Front-end source files

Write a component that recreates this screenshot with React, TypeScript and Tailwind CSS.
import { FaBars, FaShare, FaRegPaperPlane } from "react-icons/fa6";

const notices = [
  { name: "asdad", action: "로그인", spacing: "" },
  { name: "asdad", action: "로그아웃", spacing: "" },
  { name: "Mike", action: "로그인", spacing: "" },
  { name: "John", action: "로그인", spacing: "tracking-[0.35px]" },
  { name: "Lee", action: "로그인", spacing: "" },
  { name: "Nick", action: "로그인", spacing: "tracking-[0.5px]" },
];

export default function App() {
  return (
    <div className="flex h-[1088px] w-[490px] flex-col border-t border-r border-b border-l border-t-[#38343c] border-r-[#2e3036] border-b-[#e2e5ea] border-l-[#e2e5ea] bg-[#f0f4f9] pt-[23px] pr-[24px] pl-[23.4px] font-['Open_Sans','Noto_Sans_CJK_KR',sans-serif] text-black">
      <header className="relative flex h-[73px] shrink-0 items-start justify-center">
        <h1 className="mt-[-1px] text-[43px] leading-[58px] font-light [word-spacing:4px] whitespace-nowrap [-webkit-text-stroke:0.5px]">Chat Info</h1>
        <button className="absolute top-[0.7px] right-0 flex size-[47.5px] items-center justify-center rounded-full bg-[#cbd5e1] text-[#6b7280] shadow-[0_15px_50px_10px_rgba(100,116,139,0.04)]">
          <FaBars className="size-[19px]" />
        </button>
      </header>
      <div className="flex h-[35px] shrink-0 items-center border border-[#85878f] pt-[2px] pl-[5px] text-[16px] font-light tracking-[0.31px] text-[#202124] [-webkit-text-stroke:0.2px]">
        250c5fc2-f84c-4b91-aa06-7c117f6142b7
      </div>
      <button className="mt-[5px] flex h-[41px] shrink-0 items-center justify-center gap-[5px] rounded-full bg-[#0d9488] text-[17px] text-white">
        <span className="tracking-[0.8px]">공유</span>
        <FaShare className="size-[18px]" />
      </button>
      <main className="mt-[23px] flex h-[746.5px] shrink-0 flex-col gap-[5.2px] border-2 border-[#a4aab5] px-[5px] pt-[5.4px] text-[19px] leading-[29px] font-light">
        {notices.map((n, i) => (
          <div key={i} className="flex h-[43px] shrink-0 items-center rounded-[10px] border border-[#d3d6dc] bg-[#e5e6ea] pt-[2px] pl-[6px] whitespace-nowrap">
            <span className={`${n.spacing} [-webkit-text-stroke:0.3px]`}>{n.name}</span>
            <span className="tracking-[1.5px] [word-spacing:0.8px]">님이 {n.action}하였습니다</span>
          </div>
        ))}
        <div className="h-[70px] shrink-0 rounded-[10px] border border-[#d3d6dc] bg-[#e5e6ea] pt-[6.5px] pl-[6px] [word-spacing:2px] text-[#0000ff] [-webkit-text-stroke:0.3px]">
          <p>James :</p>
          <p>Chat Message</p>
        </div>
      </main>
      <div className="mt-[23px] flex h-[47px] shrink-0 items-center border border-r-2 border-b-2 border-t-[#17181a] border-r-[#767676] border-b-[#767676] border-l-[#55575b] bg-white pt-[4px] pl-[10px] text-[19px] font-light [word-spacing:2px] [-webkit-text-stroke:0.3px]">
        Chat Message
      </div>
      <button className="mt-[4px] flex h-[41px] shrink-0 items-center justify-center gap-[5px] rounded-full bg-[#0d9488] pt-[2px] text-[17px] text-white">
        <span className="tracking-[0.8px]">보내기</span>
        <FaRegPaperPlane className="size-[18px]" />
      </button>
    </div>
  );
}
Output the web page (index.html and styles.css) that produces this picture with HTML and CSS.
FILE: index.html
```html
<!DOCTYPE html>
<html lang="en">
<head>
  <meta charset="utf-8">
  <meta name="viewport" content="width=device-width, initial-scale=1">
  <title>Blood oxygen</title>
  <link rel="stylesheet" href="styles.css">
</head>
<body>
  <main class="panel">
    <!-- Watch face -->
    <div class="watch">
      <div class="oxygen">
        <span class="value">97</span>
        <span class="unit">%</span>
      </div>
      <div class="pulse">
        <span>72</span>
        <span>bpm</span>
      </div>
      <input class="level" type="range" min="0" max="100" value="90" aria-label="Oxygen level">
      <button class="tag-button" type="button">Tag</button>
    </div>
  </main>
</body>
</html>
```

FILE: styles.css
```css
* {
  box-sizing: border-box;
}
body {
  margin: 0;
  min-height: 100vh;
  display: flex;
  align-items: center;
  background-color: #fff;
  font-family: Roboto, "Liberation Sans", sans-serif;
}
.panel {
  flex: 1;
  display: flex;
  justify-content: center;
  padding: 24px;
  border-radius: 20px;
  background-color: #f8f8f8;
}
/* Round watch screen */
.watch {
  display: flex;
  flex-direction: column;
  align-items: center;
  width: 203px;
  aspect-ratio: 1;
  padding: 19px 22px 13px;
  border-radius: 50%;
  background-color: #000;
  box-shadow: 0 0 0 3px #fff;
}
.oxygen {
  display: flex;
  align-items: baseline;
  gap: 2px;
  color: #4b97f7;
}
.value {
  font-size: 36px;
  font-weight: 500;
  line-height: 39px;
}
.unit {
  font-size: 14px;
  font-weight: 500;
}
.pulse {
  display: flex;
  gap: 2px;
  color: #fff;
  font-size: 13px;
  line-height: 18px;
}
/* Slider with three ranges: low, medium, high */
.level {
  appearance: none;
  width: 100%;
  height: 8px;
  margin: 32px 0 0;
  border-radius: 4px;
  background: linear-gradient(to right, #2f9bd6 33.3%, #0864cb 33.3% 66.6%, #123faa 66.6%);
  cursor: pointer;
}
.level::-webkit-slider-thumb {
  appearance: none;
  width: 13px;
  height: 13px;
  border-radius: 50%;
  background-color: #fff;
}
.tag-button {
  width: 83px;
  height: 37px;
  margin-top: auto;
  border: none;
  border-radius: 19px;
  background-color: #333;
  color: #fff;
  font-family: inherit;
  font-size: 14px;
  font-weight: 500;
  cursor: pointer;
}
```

**Request**
The records above need to be transcribed in full. Keep every character unchanged.

**The result**
Write a component that recreates this screenshot with React, TypeScript and Tailwind CSS.
import { FaBars, FaShare, FaRegPaperPlane } from "react-icons/fa6";

const notices = [
  { name: "asdad", action: "로그인", spacing: "" },
  { name: "asdad", action: "로그아웃", spacing: "" },
  { name: "Mike", action: "로그인", spacing: "" },
  { name: "John", action: "로그인", spacing: "tracking-[0.35px]" },
  { name: "Lee", action: "로그인", spacing: "" },
  { name: "Nick", action: "로그인", spacing: "tracking-[0.5px]" },
];

export default function App() {
  return (
    <div className="flex h-[1088px] w-[490px] flex-col border-t border-r border-b border-l border-t-[#38343c] border-r-[#2e3036] border-b-[#e2e5ea] border-l-[#e2e5ea] bg-[#f0f4f9] pt-[23px] pr-[24px] pl-[23.4px] font-['Open_Sans','Noto_Sans_CJK_KR',sans-serif] text-black">
      <header className="relative flex h-[73px] shrink-0 items-start justify-center">
        <h1 className="mt-[-1px] text-[43px] leading-[58px] font-light [word-spacing:4px] whitespace-nowrap [-webkit-text-stroke:0.5px]">Chat Info</h1>
        <button className="absolute top-[0.7px] right-0 flex size-[47.5px] items-center justify-center rounded-full bg-[#cbd5e1] text-[#6b7280] shadow-[0_15px_50px_10px_rgba(100,116,139,0.04)]">
          <FaBars className="size-[19px]" />
        </button>
      </header>
      <div className="flex h-[35px] shrink-0 items-center border border-[#85878f] pt-[2px] pl-[5px] text-[16px] font-light tracking-[0.31px] text-[#202124] [-webkit-text-stroke:0.2px]">
        250c5fc2-f84c-4b91-aa06-7c117f6142b7
      </div>
      <button className="mt-[5px] flex h-[41px] shrink-0 items-center justify-center gap-[5px] rounded-full bg-[#0d9488] text-[17px] text-white">
        <span className="tracking-[0.8px]">공유</span>
        <FaShare className="size-[18px]" />
      </button>
      <main className="mt-[23px] flex h-[746.5px] shrink-0 flex-col gap-[5.2px] border-2 border-[#a4aab5] px-[5px] pt-[5.4px] text-[19px] leading-[29px] font-light">
        {notices.map((n, i) => (
          <div key={i} className="flex h-[43px] shrink-0 items-center rounded-[10px] border border-[#d3d6dc] bg-[#e5e6ea] pt-[2px] pl-[6px] whitespace-nowrap">
            <span className={`${n.spacing} [-webkit-text-stroke:0.3px]`}>{n.name}</span>
            <span className="tracking-[1.5px] [word-spacing:0.8px]">님이 {n.action}하였습니다</span>
          </div>
        ))}
        <div className="h-[70px] shrink-0 rounded-[10px] border border-[#d3d6dc] bg-[#e5e6ea] pt-[6.5px] pl-[6px] [word-spacing:2px] text-[#0000ff] [-webkit-text-stroke:0.3px]">
          <p>James :</p>
          <p>Chat Message</p>
        </div>
      </main>
      <div className="mt-[23px] flex h-[47px] shrink-0 items-center border border-r-2 border-b-2 border-t-[#17181a] border-r-[#767676] border-b-[#767676] border-l-[#55575b] bg-white pt-[4px] pl-[10px] text-[19px] font-light [word-spacing:2px] [-webkit-text-stroke:0.3px]">
        Chat Message
      </div>
      <button className="mt-[4px] flex h-[41px] shrink-0 items-center justify-center gap-[5px] rounded-full bg-[#0d9488] pt-[2px] text-[17px] text-white">
        <span className="tracking-[0.8px]">보내기</span>
        <FaRegPaperPlane className="size-[18px]" />
      </button>
    </div>
  );
}
Output the web page (index.html and styles.css) that produces this picture with HTML and CSS.
FILE: index.html
```html
<!DOCTYPE html>
<html lang="en">
<head>
  <meta charset="utf-8">
  <meta name="viewport" content="width=device-width, initial-scale=1">
  <title>Blood oxygen</title>
  <link rel="stylesheet" href="styles.css">
</head>
<body>
  <main class="panel">
    <!-- Watch face -->
    <div class="watch">
      <div class="oxygen">
        <span class="value">97</span>
        <span class="unit">%</span>
      </div>
      <div class="pulse">
        <span>72</span>
        <span>bpm</span>
      </div>
      <input class="level" type="range" min="0" max="100" value="90" aria-label="Oxygen level">
      <button class="tag-button" type="button">Tag</button>
    </div>
  </main>
</body>
</html>
```

FILE: styles.css
```css
* {
  box-sizing: border-box;
}
body {
  margin: 0;
  min-height: 100vh;
  display: flex;
  align-items: center;
  background-color: #fff;
  font-family: Roboto, "Liberation Sans", sans-serif;
}
.panel {
  flex: 1;
  display: flex;
  justify-content: center;
  padding: 24px;
  border-radius: 20px;
  background-color: #f8f8f8;
}
/* Round watch screen */
.watch {
  display: flex;
  flex-direction: column;
  align-items: center;
  width: 203px;
  aspect-ratio: 1;
  padding: 19px 22px 13px;
  border-radius: 50%;
  background-color: #000;
  box-shadow: 0 0 0 3px #fff;
}
.oxygen {
  display: flex;
  align-items: baseline;
  gap: 2px;
  color: #4b97f7;
}
.value {
  font-size: 36px;
  font-weight: 500;
  line-height: 39px;
}
.unit {
  font-size: 14px;
  font-weight: 500;
}
.pulse {
  display: flex;
  gap: 2px;
  color: #fff;
  font-size: 13px;
  line-height: 18px;
}
/* Slider with three ranges: low, medium, high */
.level {
  appearance: none;
  width: 100%;
  height: 8px;
  margin: 32px 0 0;
  border-radius: 4px;
  background: linear-gradient(to right, #2f9bd6 33.3%, #0864cb 33.3% 66.6%, #123faa 66.6%);
  cursor: pointer;
}
.level::-webkit-slider-thumb {
  appearance: none;
  width: 13px;
  height: 13px;
  border-radius: 50%;
  background-color: #fff;
}
.tag-button {
  width: 83px;
  height: 37px;
  margin-top: auto;
  border: none;
  border-radius: 19px;
  background-color: #333;
  color: #fff;
  font-family: inherit;
  font-size: 14px;
  font-weight: 500;
  cursor: pointer;
}
```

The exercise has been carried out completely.